Crime against humanity in Gaza

Wonder what B P Koirala would say today about the annihilation of Gaza.

Nepali Prime Minister B P Koirala meeting his Israeli counterpart David Ben Gurion in Tel Aviv in 1960. Photo: NATIONAL PHOTO COLLECTION OF ISRAEL

The 7 October Hamas attack on southern Israel near the Gaza border killed 1,139 people, 764 of them civilians, 251 were taken hostage, with Nepali student Bipin Joshi possibly among them. 

Of the 17 work-study Nepalis at Kibbutz Alumim, 10 were mercilessly murdered by Hamas. This newspaper covered the tragic deaths, profiled the students describing their hopes and dreams, and spoke to their grief-stricken families in western Nepal. 

Although the conflicts in West Asia may seem distant, the deaths proved that they directly impact Nepalis. There are thousands of Nepali caregivers and students in Israel, and at least 2.5 million others employed in the Gulf region who will be affected in case the conflict spreads. A larger conflagration would affect food and fuel prices, and further harm Nepal’s struggling remittance-driven economy.

The Israel-Palestine conflict is rooted in history that goes back to the British mandate by the League of Nations and the establishment of the state of Israel in 1948 following the Holocaust. Although the Jewish people were granted a national home, they were also supposed to protect the rights of the Arab majority in the land.

The conflicts in Gaza, Yemen, Lebanon, Syria, Iraq today are essentially proxy wars between Saudi-UAE vs Iran. And because an enemy of an enemy is considered a friend, Israel patched up with Saudi-Emirates which explains the muted response from Gulf governments (and the West) about what is happening in Gaza. 

Since 7 October, the world has watched the unending horror of Israel’s asymmetric and disproportionate retaliation against Palestinian civilians. Nearly 38,000 people have been killed in Gaza alone, more than 15,000 of them babies and children. 

The Israeli state cannot use Hamas terrorism as an excuse for its own war crimes. The air time and column inches the Western media devoted last week to the freeing of four Israeli hostages was much more than the collateral killing of 274 Palestinians during the rescue. 

More journalists (mostly Palestinians) have been killed in 8 months than in all the six years of World War II. Nearly all schools and hospitals have been destroyed. Journalists in Gaza are risking their lives to bring the humanitarian catastrophe to the world's attention. Without them, we would not know the truth. 

But even as a military strategy this is not smart. Israel does not have an exit plan.This is not war, it flouts all international conventions on the rules of warfare. A genocide perpetrated 80 years ago cannot justify another one today. 

The Israeli government must know what it is doing is wrong because it is thin-skinned about any reference to ‘genocide’ and label everyone from student protesters at US universities to world leaders who speak out ‘anti-Semites’. 

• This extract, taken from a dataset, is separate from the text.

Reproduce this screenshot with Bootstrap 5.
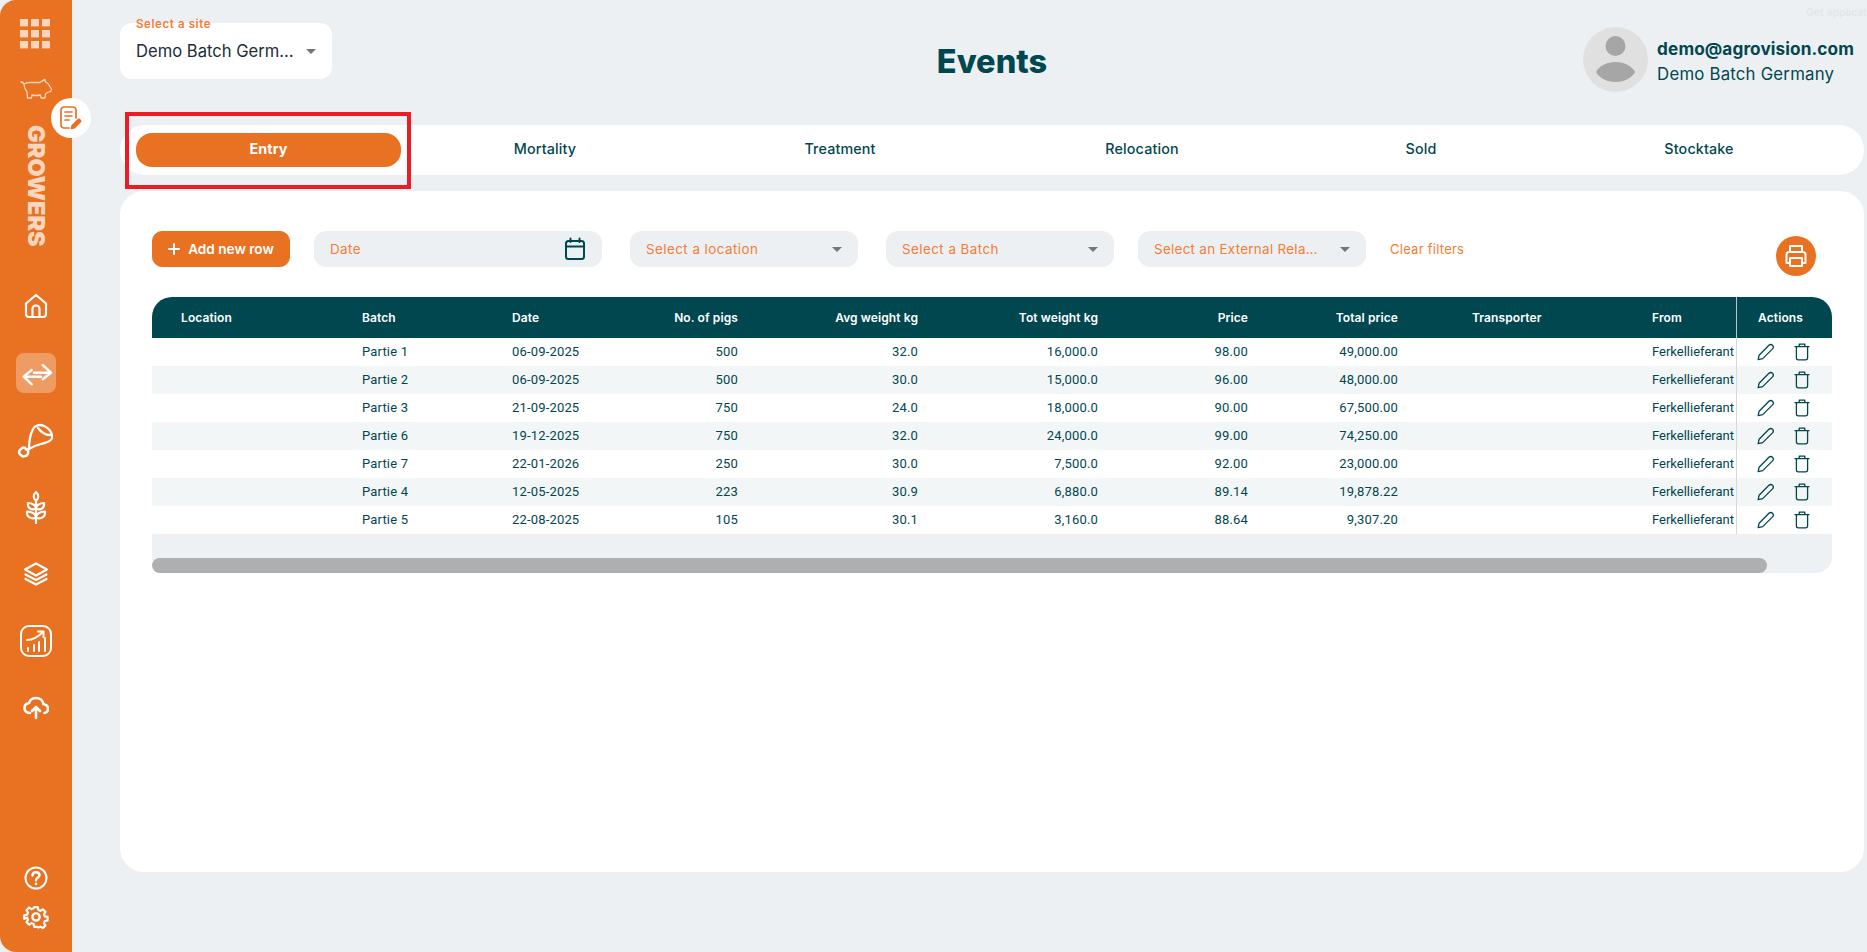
<!DOCTYPE html>
<html lang="en">
<head>
<meta charset="utf-8">
<title>Events</title>
<link rel="stylesheet" href="https://cdn.jsdelivr.net/npm/bootstrap@5.3.0/dist/css/bootstrap.min.css">
<style>
:root{--org:#e97122;--teal:#01474f;--pg:#edf0f3;--ph:#f47c36;--peach:#fbd5bc}
html,body{height:100%}
body{background:var(--pg);font-family:Inter,"Open Sans",sans-serif;color:var(--teal);overflow:hidden;width:1867px;height:952px;position:relative}
.shell{height:952px}
.side{width:72px;height:952px;background:var(--org);border-radius:16px 0 0 16px;flex:none;position:relative}
.side-top{height:121px;padding-top:19px}
.pig-ico{margin-top:29px}
.grow-word{writing-mode:vertical-rl;font:900 23.500px/24px Inter,sans-serif;color:var(--peach);height:130px;text-align:center;margin-bottom:35px}
.side-ico{width:40px;height:40px;margin-bottom:27px;border-radius:8px}
.side-ico.on{background:rgba(255,255,255,.3)}
.side-ico svg,.side-foot svg{fill:none;stroke:#fff;stroke-width:2;stroke-linecap:round;stroke-linejoin:round}
.side-foot{margin-top:auto;padding-bottom:22px;gap:14px}
.doc-bubble{position:absolute;left:51px;top:98px;width:40px;height:40px;border-radius:50%;background:#fff;z-index:3}
.main-col{padding:23px 3px 0 48px;width:1795px}
.top-row{display:grid;grid-template-columns:1fr auto 1fr;height:102px}
.site-box{width:212px;height:56px;background:#fff;border-radius:12px;position:relative;padding-left:16px;padding-top:1px;font-size:16.600px;color:#1d2b3a;white-space:nowrap}
.float-lab{position:absolute;left:16px;top:-6px;font-size:11.500px;font-weight:600;color:var(--ph);letter-spacing:.6px;line-height:14px}
.caret-dn{width:0;height:0;border-left:5.500px solid transparent;border-right:5.500px solid transparent;border-top:5px solid #757575;flex:none}
.page-ttl{font-size:32.500px;font-weight:800;margin:0;line-height:36px;padding-top:21px;color:var(--teal)}
.me{justify-self:end;padding-right:10px;padding-top:4px;gap:10px}
.me-pic{width:65px;height:65px;border-radius:50%;background:#e0e0e0;flex:none;margin-right:-1px}
.me-info{padding-top:12px}
.me-mail{font-size:17.200px;font-weight:700;line-height:20px;letter-spacing:.1px;white-space:nowrap}
.me-site{font-size:16.800px;line-height:20px;margin-top:5px;letter-spacing:.2px;white-space:nowrap}
.tabbar{height:50px;background:#fff;border-radius:25px;padding:8px 0 8px 16px;display:grid;grid-template-columns:265px 288px 302px 302px 256px 300px;margin-bottom:16px;font-size:14.300px;font-weight:500}
.tabbar span{text-align:center;line-height:32px;letter-spacing:.15px}
.tabbar .act{background:var(--org);color:#fff;border-radius:16px;font-weight:700}
.mark-red{position:absolute;left:125px;top:112px;width:286px;height:77px;border:4px solid #ed1c24;z-index:4;pointer-events:none}
.sheet{height:681px;background:#fff;border-radius:24px;padding:40px 32px 0}
.tools{height:66px;align-items:flex-start}
.add-btn{--bs-btn-bg:var(--org);--bs-btn-border-color:var(--org);--bs-btn-color:#fff;--bs-btn-hover-bg:var(--org);--bs-btn-hover-color:#fff;width:138px;height:36px;border-radius:10px;font-size:13.600px;font-weight:600;padding:0;margin-right:24px;white-space:nowrap}
.fld{height:36px;background:var(--pg);border-radius:12px;font-size:13.400px;color:var(--ph);padding:0 16px;letter-spacing:.45px;width:228px;white-space:nowrap}
.fld.dt{width:288px;margin-right:28px}
.fld.lc{margin-right:28px}
.fld.bt{margin-right:24px}
.fld.ex{letter-spacing:.3px}
.clear-f{font-size:13px;color:var(--ph);margin-left:24px;line-height:36px;letter-spacing:.25px;text-decoration:none}
.print-b{position:absolute;left:1776px;top:236px;width:40px;height:40px;border-radius:50%;background:var(--org);border:0;padding:0}
table.grid-t{table-layout:fixed;width:1680px;margin:0;border-collapse:separate;border-spacing:0}
.grid-t th{background:var(--teal);color:#fff;height:41px;font-size:12px;font-weight:600;padding:1px 0 0;border:0;vertical-align:middle;letter-spacing:.1px;white-space:nowrap}
.grid-t th:first-child{border-top-left-radius:20px;padding-left:29px}
.grid-t th:last-child{border-top-right-radius:20px;text-align:center;border-left:1px solid #b9c6c9;padding-right:8px}
.grid-t td{height:28px;font:400 13px/28px Roboto,sans-serif;color:var(--teal);padding:0;border:0;background:#fff;white-space:nowrap;letter-spacing:.17px;vertical-align:middle}
.grid-t td:nth-child(10){letter-spacing:0}
.grid-t tbody tr:nth-child(even) td{background:#f3f6f7}
.grid-t td:last-child{border-left:1px solid #d5d9db}
.grid-t .pad-tr{padding-left:74px}
.act-ico{padding-left:20px;gap:19px}
.act-ico svg{fill:none;stroke:var(--teal);stroke-width:1.300;stroke-linecap:round;stroke-linejoin:round}
.track{height:39px;background:#eef1f4;border-radius:0 0 16px 16px;padding-top:24px}
.thumb{height:15px;width:1615px;background:#adafb1;border-radius:8px}
.faint{position:absolute;left:1806px;top:5px;font-size:10.500px;font-weight:600;color:#e3e6e9;white-space:nowrap}
</style>
</head>
<body>
<svg width="0" height="0" class="position-absolute">
  <symbol id="pen" viewBox="0 0 18 18"><path d="M1.200 16.600l.9-4.400L11.900 2.300c1-1 2.600-1 3.600 0s1 2.600 0 3.600L5.700 15.600z"/></symbol>
  <symbol id="bin" viewBox="0 0 16 18"><path d="M5.200 3.600V1.200h5.600v2.400M1 3.600h14M2.400 3.600v11.200c0 1.200.9 2 2 2h7.200c1.100 0 2-.8 2-2V3.600"/></symbol>
</svg>

<div class="faint">Get application</div>
<div class="mark-red"></div>

<div class="shell d-flex">
  <aside class="side d-flex flex-column align-items-center">
    <div class="side-top">
      <svg width="30" height="30" viewBox="0 0 30 30" fill="#fbd5bc" class="d-block"><rect x="0" y="0" width="8" height="7.400"/><rect x="11" y="0" width="8" height="7.400"/><rect x="22" y="0" width="8" height="7.400"/><rect x="0" y="11" width="8" height="7.400"/><rect x="11" y="11" width="8" height="7.400"/><rect x="22" y="11" width="8" height="7.400"/><rect x="0" y="22" width="8" height="7.400"/><rect x="11" y="22" width="8" height="7.400"/><rect x="22" y="22" width="8" height="7.400"/></svg>
      <svg width="33" height="23" viewBox="0 0 33 23" fill="none" stroke="#fbd5bc" stroke-width="1.300" stroke-linejoin="round" stroke-linecap="round" class="d-block pig-ico"><path d="M1 4c1.500 0 2.500 1 3 2 1-.8 3-1.500 6-1.500h10c1.500-1 3-2.500 5-3l.5 2.500c2 .8 3.500 2.500 5 5.500l1 1.500-.8 2.500-3.500 1-1.800 1.500-.4 4h-4l-.5-3c-2.500.6-6 .6-8.500 0l-.5 3H7.500L7 14C4.500 11 4 9 4 6"/></svg>
    </div>
    <div class="grow-word">GROWERS</div>
    <div class="side-ico d-flex align-items-center justify-content-center">
      <svg width="26" height="26" viewBox="0 0 26 26" style="stroke-width:2.200"><path d="M3 10.500 13 2l10 8.500V21c0 1.700-1.300 3-3 3H6c-1.700 0-3-1.300-3-3zM9.500 24v-8c0-2 1.500-3.500 3.500-3.500s3.500 1.500 3.500 3.500v8"/></svg>
    </div>
    <div class="side-ico on d-flex align-items-center justify-content-center">
      <svg width="40" height="40" viewBox="0 0 40 40" style="stroke-width:2.400"><path d="M26.700 12l8.300 7.700-8.300 6.600M35 19.700H18M15.700 17l-8 6.700 8 7.600M7.700 23.700H25"/></svg>
    </div>
    <div class="side-ico d-flex align-items-center justify-content-center">
      <svg width="40" height="40" viewBox="5 5 40 40" style="stroke-width:2.300"><path d="M22 14c2-4 7-5 11-3 5 2 9 7 8 12-1 4-7 5-11 6-4 1-9 3-12 5 0-4 1-14 4-20z"/><path d="M27 13c3 4 8 7 12 7"/><path d="M18 34l-3 .5"/><path d="M11 33a3 3 0 0 1 4 1 3 3 0 0 1 2 4 3 3 0 0 1-3 3 3 3 0 0 1-4-1 3 3 0 0 1-1-5z" style="stroke-width:2.500"/></svg>
    </div>
    <div class="side-ico d-flex align-items-center justify-content-center">
      <svg width="24" height="34" viewBox="0 0 24 34" style="stroke-width:2.200"><path d="M12 33V11M12 2c3 2.500 3 6.500 0 9-3-2.500-3-6.500 0-9zM12 19c0-3.500-3.500-6-8-6-.8 4 2 7.500 8 6zM12 19c0-3.500 3.500-6 8-6 .8 4-2 7.500-8 6zM12 28c0-3.500-3.500-6.500-9-6.500-.6 5 3 8 9 6.500zM12 28c0-3.500 3.500-6.500 9-6.500 .6 5-3 8-9 6.500z"/></svg>
    </div>
    <div class="side-ico d-flex align-items-center justify-content-center">
      <svg width="26" height="24" viewBox="0 0 26 24" style="stroke-width:2.200"><path d="M13 1.500 24 7.500l-11 6-11-6zM2.500 12.500l10.500 5.500 10.500-5.500M2.500 17l10.500 5.500L23.500 17"/></svg>
    </div>
    <div class="side-ico d-flex align-items-center justify-content-center">
      <svg width="34" height="34" viewBox="0 0 34 34"><rect x="2" y="2" width="30" height="30" rx="8"/><path d="M8 16c6 0 11-3 16-8M19 7.500h5.500V13M9 27v-3M15 27v-6M20 27v-9M26 27V14"/></svg>
    </div>
    <div class="side-ico d-flex align-items-center justify-content-center">
      <svg width="26" height="24" viewBox="0 0 26 24" style="stroke-width:2.600"><path d="M7 17c-3 0-5.500-1.800-5.500-5 0-2.800 2-4.700 4.500-5C7 4 9.700 2 13 2c4 0 7 2.700 7.500 6.300 2.500.3 4.500 2 4.500 4.600 0 2.300-1.500 3.800-3.500 4.100M13 22V11M9 15l4-4 4 4"/></svg>
    </div>
    <div class="side-foot d-flex flex-column align-items-center">
      <svg width="24" height="24" viewBox="0 0 24 24"><circle cx="12" cy="12" r="10.500"/><path d="M8.500 9.500c0-2 1.500-3.300 3.500-3.300s3.500 1.300 3.500 3c0 2.600-3.500 2.600-3.500 5.100" stroke-width="2.400"/><path d="M12 17.800v.2" stroke-width="2.600"/></svg>
      <svg width="26" height="26" viewBox="0 0 26 26" style="stroke-width:2.400"><circle cx="13" cy="13" r="3.600"/><path d="M11 2h4l.6 3.100 2.300 1 2.700-1.700 2.900 2.900-1.700 2.700 1 2.300 3.100.6v4l-3.100.6-1 2.300 1.700 2.700-2.900 2.900-2.700-1.700-2.300 1L15 24h-4l-.6-3.100-2.300-1-2.700 1.700-2.900-2.900 1.700-2.700-1-2.300L0 15v-4l3.100-.6 1-2.300-1.700-2.700L5.300 2.500 8 4.200l2.300-1z" transform="translate(1.300 1.300) scale(.9)"/></svg>
    </div>
    <div class="doc-bubble d-flex align-items-center justify-content-center">
      <svg width="22" height="24" viewBox="0 0 22 24" fill="none" stroke="#e97122" stroke-width="1.700" stroke-linecap="round" stroke-linejoin="round"><path d="M9 22H4c-1.600 0-3-1.400-3-3V4c0-1.600 1.400-3 3-3h9c1.600 0 3 1.400 3 3v8"/><path d="M5 6h7M5 10h7M5 14h4"/><path d="M11.500 22.500l.7-3 6-6c.8-.8 3 1.400 2.200 2.200l-6 6z" fill="#e97122"/></svg>
    </div>
  </aside>

  <main class="main-col">
    <header class="top-row">
      <div>
        <div class="site-box d-flex align-items-center gap-1">
          <span class="float-lab">Select a site</span>
          <span class="flex-grow-1">Demo Batch Germ…</span>
          <i class="caret-dn me-3"></i>
        </div>
      </div>
      <h1 class="page-ttl">Events</h1>
      <div class="me d-flex align-items-start">
        <div class="me-pic">
          <svg width="65" height="65" viewBox="0 0 65 65"><circle cx="32.500" cy="19" r="10" fill="#a6a6a6"/><path d="M13 45c3-6 11-10 19.500-10S49 39 52 45c-3 6-11 10-19.500 10S16 51 13 45z" fill="#a6a6a6"/></svg>
        </div>
        <div class="me-info">
          <div class="me-mail">demo@agrovision.com</div>
          <div class="me-site">Demo Batch Germany</div>
        </div>
      </div>
    </header>

    <nav class="tabbar">
      <span class="act">Entry</span><span>Mortality</span><span>Treatment</span><span>Relocation</span><span>Sold</span><span>Stocktake</span>
    </nav>

    <section class="sheet">
      <div class="tools d-flex">
        <button class="btn add-btn d-flex align-items-center justify-content-center gap-2" type="button">
          <svg width="12" height="12" viewBox="0 0 12 12" stroke="#fff" stroke-width="2" stroke-linecap="round"><path d="M6 1v10M1 6h10"/></svg>Add new row
        </button>
        <div class="fld dt d-flex align-items-center justify-content-between">
          <span>Date</span>
          <svg width="22" height="24" viewBox="0 0 22 24" fill="none" stroke="#01474f" stroke-width="2" stroke-linecap="round" stroke-linejoin="round"><rect x="2" y="4" width="18" height="18" rx="2.500"/><path d="M2 9.500h18M6.500 1.500V5M15.500 1.500V5"/></svg>
        </div>
        <div class="fld lc d-flex align-items-center justify-content-between"><span>Select a location</span><i class="caret-dn"></i></div>
        <div class="fld bt d-flex align-items-center justify-content-between"><span>Select a Batch</span><i class="caret-dn"></i></div>
        <div class="fld ex d-flex align-items-center justify-content-between"><span>Select an External Rela…</span><i class="caret-dn"></i></div>
        <a class="clear-f" href="#">Clear filters</a>
      </div>
      <button class="print-b d-flex align-items-center justify-content-center" type="button" aria-label="Print">
        <svg width="24" height="24" viewBox="0 0 24 24" fill="none" stroke="#fff" stroke-width="2" stroke-linejoin="round"><path d="M6 8V2h12v6M6 19H2.500v-8.500c0-1.300 1-2.500 2.500-2.500h14c1.500 0 2.500 1.200 2.500 2.500V19H18"/><rect x="6" y="14" width="12" height="8"/></svg>
      </button>

      <table class="grid-t table">
        <colgroup><col style="width:210px"><col style="width:150px"><col style="width:88px"><col style="width:138px"><col style="width:180px"><col style="width:180px"><col style="width:150px"><col style="width:150px"><col style="width:254px"><col style="width:84px"><col style="width:96px"></colgroup>
        <thead><tr>
          <th>Location</th><th>Batch</th><th>Date</th><th class="text-end">No. of pigs</th><th class="text-end">Avg weight kg</th><th class="text-end">Tot weight kg</th><th class="text-end">Price</th><th class="text-end">Total price</th><th class="pad-tr">Transporter</th><th>From</th><th>Actions</th>
        </tr></thead>
        <tbody>
          <tr><td></td><td>Partie 1</td><td>06-09-2025</td><td class="text-end">500</td><td class="text-end">32.0</td><td class="text-end">16,000.0</td><td class="text-end">98.00</td><td class="text-end">49,000.00</td><td></td><td>Ferkellieferant</td><td><div class="act-ico d-flex align-items-center"><svg width="18" height="18"><use href="#pen"/></svg><svg width="16" height="18"><use href="#bin"/></svg></div></td></tr>
          <tr><td></td><td>Partie 2</td><td>06-09-2025</td><td class="text-end">500</td><td class="text-end">30.0</td><td class="text-end">15,000.0</td><td class="text-end">96.00</td><td class="text-end">48,000.00</td><td></td><td>Ferkellieferant</td><td><div class="act-ico d-flex align-items-center"><svg width="18" height="18"><use href="#pen"/></svg><svg width="16" height="18"><use href="#bin"/></svg></div></td></tr>
          <tr><td></td><td>Partie 3</td><td>21-09-2025</td><td class="text-end">750</td><td class="text-end">24.0</td><td class="text-end">18,000.0</td><td class="text-end">90.00</td><td class="text-end">67,500.00</td><td></td><td>Ferkellieferant</td><td><div class="act-ico d-flex align-items-center"><svg width="18" height="18"><use href="#pen"/></svg><svg width="16" height="18"><use href="#bin"/></svg></div></td></tr>
          <tr><td></td><td>Partie 6</td><td>19-12-2025</td><td class="text-end">750</td><td class="text-end">32.0</td><td class="text-end">24,000.0</td><td class="text-end">99.00</td><td class="text-end">74,250.00</td><td></td><td>Ferkellieferant</td><td><div class="act-ico d-flex align-items-center"><svg width="18" height="18"><use href="#pen"/></svg><svg width="16" height="18"><use href="#bin"/></svg></div></td></tr>
          <tr><td></td><td>Partie 7</td><td>22-01-2026</td><td class="text-end">250</td><td class="text-end">30.0</td><td class="text-end">7,500.0</td><td class="text-end">92.00</td><td class="text-end">23,000.00</td><td></td><td>Ferkellieferant</td><td><div class="act-ico d-flex align-items-center"><svg width="18" height="18"><use href="#pen"/></svg><svg width="16" height="18"><use href="#bin"/></svg></div></td></tr>
          <tr><td></td><td>Partie 4</td><td>12-05-2025</td><td class="text-end">223</td><td class="text-end">30.9</td><td class="text-end">6,880.0</td><td class="text-end">89.14</td><td class="text-end">19,878.22</td><td></td><td>Ferkellieferant</td><td><div class="act-ico d-flex align-items-center"><svg width="18" height="18"><use href="#pen"/></svg><svg width="16" height="18"><use href="#bin"/></svg></div></td></tr>
          <tr><td></td><td>Partie 5</td><td>22-08-2025</td><td class="text-end">105</td><td class="text-end">30.1</td><td class="text-end">3,160.0</td><td class="text-end">88.64</td><td class="text-end">9,307.20</td><td></td><td>Ferkellieferant</td><td><div class="act-ico d-flex align-items-center"><svg width="18" height="18"><use href="#pen"/></svg><svg width="16" height="18"><use href="#bin"/></svg></div></td></tr>
        </tbody>
      </table>
      <div class="track"><div class="thumb"></div></div>
    </section>
  </main>
</div>
<script src="https://cdn.jsdelivr.net/npm/bootstrap@5.3.0/dist/js/bootstrap.bundle.min.js"></script>
</body>
</html>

When António Guterres only obliquely said the Hamas attack “did not happen in a vacuum”, it was intolerable for the Israelis. The government lashed back at the United Nations Secretary-General. Israel has also hit back at South Africa for filing a genocide case at International Court of Justice in The Hague for its conduct of the war. 

After nearly eight months of relentless bombardment, many Gazans are so fed up that there is reported to be growing resentment against Hamas for using them as human shields. It is clear Hamas does not care much about civilian lives either. 

But there is also deep distress among ordinary Israelis about how Prime Minister Benjamin Netanyahu has sullied their country’s international image. 

Netanyahu himself is not fighting Hamas, he is fighting for his political longevity by appeasing extremist coalition partners.

On Monday he dissolved the war cabinet after former general and opposition leader Benny Gantz resigned, Netanyahu is replacing it with a smaller war council made up of hard-right members who now want to go after Hezbollah in Lebanon.

During his acceptance speech at this year’s Oscars in March, Jonathan Glazer, the Jewish director of the movie Zone of Interest set in Auschwitz during the Holocaust, said: “Right now, we stand here as men who refute their Jewishness and the Holocaust being hijacked by an occupation which has led to conflict for so many innocent people. Whether the victims of October 7 in Israel or the on-going attack on Gaza — all the victims of this dehumanisation, how do we resist?”

Nepal recognised the Palestinian state in 1988, and was only the second Asian country to establish bilateral relations with Israel in 1960 at a time when the Jewish state was regarded as a pariah by most of the world. B P Koirala’s friendship with David Ben Gurion was an important factor behind the move. 

We wonder what B P would say today of the annihilation of Gaza.